Set problem —
Begin with the first line of the material and copy each line word for word through the line that contains "const INK = '#4a4a48';"; the pictures are left out.

Information provided —
>>>>

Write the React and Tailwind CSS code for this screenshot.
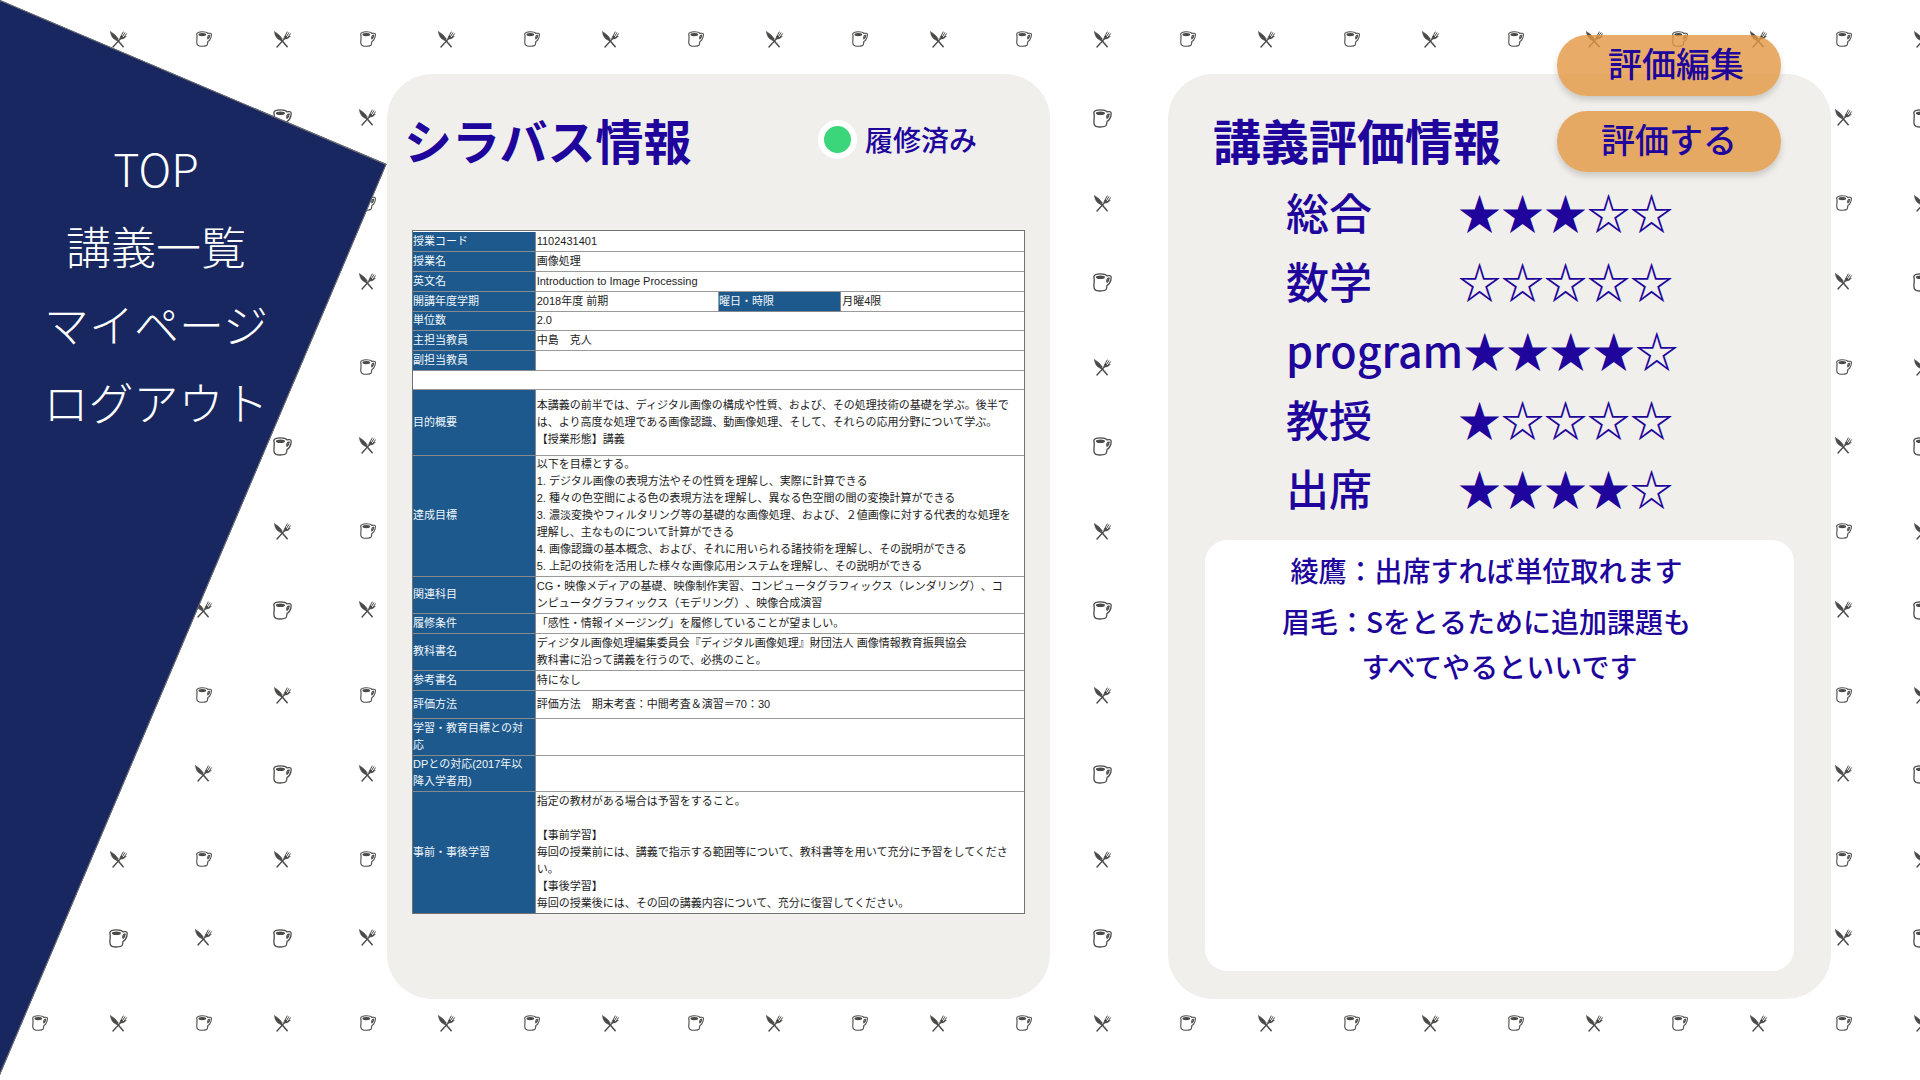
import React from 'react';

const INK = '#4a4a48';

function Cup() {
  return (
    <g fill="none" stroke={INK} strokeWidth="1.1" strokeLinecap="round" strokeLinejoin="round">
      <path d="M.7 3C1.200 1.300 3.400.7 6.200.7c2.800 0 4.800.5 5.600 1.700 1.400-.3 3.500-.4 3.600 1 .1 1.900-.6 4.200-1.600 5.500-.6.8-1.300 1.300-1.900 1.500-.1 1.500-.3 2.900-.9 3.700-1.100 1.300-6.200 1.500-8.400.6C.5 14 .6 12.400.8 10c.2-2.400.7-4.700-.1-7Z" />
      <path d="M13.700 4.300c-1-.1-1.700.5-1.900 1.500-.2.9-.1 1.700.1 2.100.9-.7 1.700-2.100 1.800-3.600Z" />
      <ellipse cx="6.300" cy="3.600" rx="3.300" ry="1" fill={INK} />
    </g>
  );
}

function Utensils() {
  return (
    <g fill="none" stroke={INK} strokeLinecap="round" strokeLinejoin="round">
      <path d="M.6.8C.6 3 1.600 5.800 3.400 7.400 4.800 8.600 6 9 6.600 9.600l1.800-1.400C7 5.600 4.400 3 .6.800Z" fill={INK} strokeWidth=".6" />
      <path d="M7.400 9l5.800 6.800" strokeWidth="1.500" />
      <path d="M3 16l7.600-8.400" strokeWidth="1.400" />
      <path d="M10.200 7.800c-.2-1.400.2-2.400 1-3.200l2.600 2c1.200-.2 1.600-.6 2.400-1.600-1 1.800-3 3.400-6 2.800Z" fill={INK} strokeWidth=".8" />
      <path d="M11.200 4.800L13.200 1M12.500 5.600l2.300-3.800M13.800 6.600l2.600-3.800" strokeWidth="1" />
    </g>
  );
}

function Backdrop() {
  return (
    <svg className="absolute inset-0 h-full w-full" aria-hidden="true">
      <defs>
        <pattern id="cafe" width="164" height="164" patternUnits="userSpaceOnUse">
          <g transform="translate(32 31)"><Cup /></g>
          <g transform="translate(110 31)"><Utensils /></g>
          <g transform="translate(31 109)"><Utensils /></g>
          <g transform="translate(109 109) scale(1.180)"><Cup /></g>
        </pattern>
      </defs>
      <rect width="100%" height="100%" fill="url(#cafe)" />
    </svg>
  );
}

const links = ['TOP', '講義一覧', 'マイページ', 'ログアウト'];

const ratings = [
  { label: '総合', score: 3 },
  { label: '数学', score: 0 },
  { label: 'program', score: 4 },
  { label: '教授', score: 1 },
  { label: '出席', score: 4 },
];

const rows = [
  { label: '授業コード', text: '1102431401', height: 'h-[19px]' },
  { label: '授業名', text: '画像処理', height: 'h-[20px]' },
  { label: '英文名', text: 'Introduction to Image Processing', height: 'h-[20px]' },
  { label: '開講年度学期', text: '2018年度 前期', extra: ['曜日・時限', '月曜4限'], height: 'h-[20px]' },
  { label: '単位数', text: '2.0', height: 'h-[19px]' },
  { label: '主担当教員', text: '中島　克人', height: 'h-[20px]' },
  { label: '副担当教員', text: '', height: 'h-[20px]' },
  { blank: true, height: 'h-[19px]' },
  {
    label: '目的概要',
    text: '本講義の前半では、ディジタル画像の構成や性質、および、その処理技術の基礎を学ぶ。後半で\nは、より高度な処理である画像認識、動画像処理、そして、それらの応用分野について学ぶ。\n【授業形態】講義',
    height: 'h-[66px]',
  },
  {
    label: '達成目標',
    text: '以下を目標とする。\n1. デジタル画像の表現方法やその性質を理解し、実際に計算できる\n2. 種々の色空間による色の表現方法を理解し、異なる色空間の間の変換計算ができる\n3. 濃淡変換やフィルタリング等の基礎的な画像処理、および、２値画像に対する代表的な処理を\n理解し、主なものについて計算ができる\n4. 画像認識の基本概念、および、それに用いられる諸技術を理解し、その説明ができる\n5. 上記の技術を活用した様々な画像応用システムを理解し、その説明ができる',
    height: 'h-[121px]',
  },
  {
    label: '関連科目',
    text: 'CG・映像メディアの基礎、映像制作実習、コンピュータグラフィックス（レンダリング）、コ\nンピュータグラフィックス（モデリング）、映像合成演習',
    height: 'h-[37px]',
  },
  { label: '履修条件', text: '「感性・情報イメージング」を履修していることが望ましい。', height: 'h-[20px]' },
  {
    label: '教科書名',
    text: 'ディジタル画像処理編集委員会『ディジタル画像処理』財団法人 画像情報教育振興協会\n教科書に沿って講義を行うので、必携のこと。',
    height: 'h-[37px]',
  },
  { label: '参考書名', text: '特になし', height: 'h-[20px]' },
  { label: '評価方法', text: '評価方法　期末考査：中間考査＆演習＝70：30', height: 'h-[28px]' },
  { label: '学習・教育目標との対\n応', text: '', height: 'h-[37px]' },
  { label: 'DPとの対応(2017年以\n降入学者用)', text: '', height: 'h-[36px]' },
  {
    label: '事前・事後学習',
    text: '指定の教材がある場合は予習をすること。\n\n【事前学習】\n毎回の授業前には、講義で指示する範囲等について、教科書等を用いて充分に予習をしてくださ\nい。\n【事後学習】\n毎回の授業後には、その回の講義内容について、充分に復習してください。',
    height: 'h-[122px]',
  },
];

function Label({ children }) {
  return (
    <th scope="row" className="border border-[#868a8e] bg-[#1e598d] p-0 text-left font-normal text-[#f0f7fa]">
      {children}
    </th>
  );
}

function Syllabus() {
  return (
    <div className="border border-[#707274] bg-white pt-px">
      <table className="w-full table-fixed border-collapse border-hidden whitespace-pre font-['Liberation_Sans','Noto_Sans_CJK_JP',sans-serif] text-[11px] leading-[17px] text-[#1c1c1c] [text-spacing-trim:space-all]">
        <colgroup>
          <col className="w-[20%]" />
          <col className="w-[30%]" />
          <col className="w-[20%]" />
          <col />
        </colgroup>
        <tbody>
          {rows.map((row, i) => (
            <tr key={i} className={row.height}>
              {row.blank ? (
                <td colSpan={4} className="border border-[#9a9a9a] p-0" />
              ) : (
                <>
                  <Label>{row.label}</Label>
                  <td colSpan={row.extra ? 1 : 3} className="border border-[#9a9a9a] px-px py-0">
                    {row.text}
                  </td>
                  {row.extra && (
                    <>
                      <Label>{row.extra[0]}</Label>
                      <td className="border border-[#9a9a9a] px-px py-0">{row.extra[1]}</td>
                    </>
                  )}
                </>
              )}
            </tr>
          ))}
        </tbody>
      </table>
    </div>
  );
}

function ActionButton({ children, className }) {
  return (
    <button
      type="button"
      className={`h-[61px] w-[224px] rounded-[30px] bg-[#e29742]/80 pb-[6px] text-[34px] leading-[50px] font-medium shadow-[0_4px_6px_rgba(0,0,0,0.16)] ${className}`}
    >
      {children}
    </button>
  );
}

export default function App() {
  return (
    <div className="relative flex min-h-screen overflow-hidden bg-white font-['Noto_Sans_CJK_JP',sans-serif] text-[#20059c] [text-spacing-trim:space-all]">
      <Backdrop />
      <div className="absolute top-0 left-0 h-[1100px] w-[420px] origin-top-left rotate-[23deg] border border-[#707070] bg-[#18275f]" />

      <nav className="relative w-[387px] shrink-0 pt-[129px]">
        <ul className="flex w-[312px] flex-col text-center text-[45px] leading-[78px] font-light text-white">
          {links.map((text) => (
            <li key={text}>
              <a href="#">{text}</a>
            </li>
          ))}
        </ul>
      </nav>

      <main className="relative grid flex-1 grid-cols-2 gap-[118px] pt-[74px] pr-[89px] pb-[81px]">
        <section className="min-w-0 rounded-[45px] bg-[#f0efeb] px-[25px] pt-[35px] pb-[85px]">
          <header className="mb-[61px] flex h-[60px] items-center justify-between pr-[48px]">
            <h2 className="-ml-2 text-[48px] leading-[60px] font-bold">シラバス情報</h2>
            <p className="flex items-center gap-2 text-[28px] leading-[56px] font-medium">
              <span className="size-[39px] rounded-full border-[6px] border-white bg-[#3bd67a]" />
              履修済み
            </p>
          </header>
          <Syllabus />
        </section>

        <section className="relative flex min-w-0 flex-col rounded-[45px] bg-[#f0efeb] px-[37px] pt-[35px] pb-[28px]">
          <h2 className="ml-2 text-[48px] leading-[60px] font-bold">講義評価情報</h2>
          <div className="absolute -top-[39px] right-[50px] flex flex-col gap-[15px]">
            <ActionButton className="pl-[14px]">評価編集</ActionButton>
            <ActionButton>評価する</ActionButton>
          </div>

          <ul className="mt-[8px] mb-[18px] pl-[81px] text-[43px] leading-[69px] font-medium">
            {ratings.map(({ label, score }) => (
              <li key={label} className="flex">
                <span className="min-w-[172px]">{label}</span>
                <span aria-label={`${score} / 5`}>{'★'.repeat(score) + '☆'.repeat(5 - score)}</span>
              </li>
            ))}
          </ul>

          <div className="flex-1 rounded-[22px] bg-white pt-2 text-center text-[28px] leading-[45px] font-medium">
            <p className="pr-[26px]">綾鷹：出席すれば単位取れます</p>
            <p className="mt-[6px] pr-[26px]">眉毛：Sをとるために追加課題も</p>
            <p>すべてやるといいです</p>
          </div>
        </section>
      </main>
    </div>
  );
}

<<<<

Solution to the problem —
Write the React and Tailwind CSS code for this screenshot.
import React from 'react';

const INK = '#4a4a48';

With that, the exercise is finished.